◆ **Supplied information**:
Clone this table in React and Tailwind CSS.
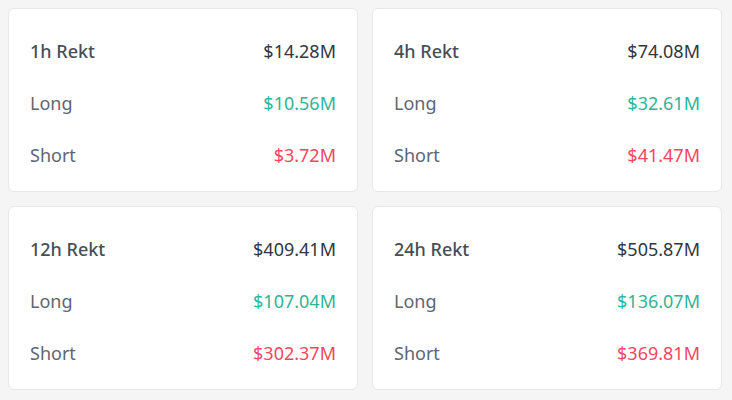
import React from "react";

const cards = [
  { title: "1h Rekt", total: "$14.28M", long: "$10.56M", short: "$3.72M" },
  { title: "4h Rekt", total: "$74.08M", long: "$32.61M", short: "$41.47M" },
  { title: "12h Rekt", total: "$409.41M", long: "$107.04M", short: "$302.37M" },
  { title: "24h Rekt", total: "$505.87M", long: "$136.07M", short: "$369.81M" },
];

function Card({ c }) {
  return (
    <div className="h-[184px] rounded-md border border-[#e6e8ea] bg-white pt-4 pb-[10px] pl-[21px] pr-[21px]">
      <div className="flex h-[52px] items-center justify-between">
        <span className="font-medium text-[#474d57]">{c.title}</span>
        <span className="text-[#32373e]">{c.total}</span>
      </div>
      <div className="flex h-[52px] items-center justify-between">
        <span className="text-[#5e6673]">Long</span>
        <span className="text-[#2fb596]">{c.long}</span>
      </div>
      <div className="flex h-[52px] items-center justify-between">
        <span className="text-[#5e6673]">Short</span>
        <span className="text-[#f6465d]">{c.short}</span>
      </div>
    </div>
  );
}

export default function App() {
  return (
    <div
      className="h-[400px] w-[732px] bg-[#f5f5f5] pt-2 pl-2 pr-[10px] text-[18px] leading-6"
      style={{ fontFamily: '"Noto Sans", "Open Sans", sans-serif' }}
    >
      <div className="grid grid-cols-2 gap-[14px]">
        {cards.map((c) => (
          <Card key={c.title} c={c} />
        ))}
      </div>
    </div>
  );
}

◆ **What is needed**: Without the pictures, retype the whole of the material above exactly.

◆ **The answer**:
Clone this table in React and Tailwind CSS.
import React from "react";

const cards = [
  { title: "1h Rekt", total: "$14.28M", long: "$10.56M", short: "$3.72M" },
  { title: "4h Rekt", total: "$74.08M", long: "$32.61M", short: "$41.47M" },
  { title: "12h Rekt", total: "$409.41M", long: "$107.04M", short: "$302.37M" },
  { title: "24h Rekt", total: "$505.87M", long: "$136.07M", short: "$369.81M" },
];

function Card({ c }) {
  return (
    <div className="h-[184px] rounded-md border border-[#e6e8ea] bg-white pt-4 pb-[10px] pl-[21px] pr-[21px]">
      <div className="flex h-[52px] items-center justify-between">
        <span className="font-medium text-[#474d57]">{c.title}</span>
        <span className="text-[#32373e]">{c.total}</span>
      </div>
      <div className="flex h-[52px] items-center justify-between">
        <span className="text-[#5e6673]">Long</span>
        <span className="text-[#2fb596]">{c.long}</span>
      </div>
      <div className="flex h-[52px] items-center justify-between">
        <span className="text-[#5e6673]">Short</span>
        <span className="text-[#f6465d]">{c.short}</span>
      </div>
    </div>
  );
}

export default function App() {
  return (
    <div
      className="h-[400px] w-[732px] bg-[#f5f5f5] pt-2 pl-2 pr-[10px] text-[18px] leading-6"
      style={{ fontFamily: '"Noto Sans", "Open Sans", sans-serif' }}
    >
      <div className="grid grid-cols-2 gap-[14px]">
        {cards.map((c) => (
          <Card key={c.title} c={c} />
        ))}
      </div>
    </div>
  );
}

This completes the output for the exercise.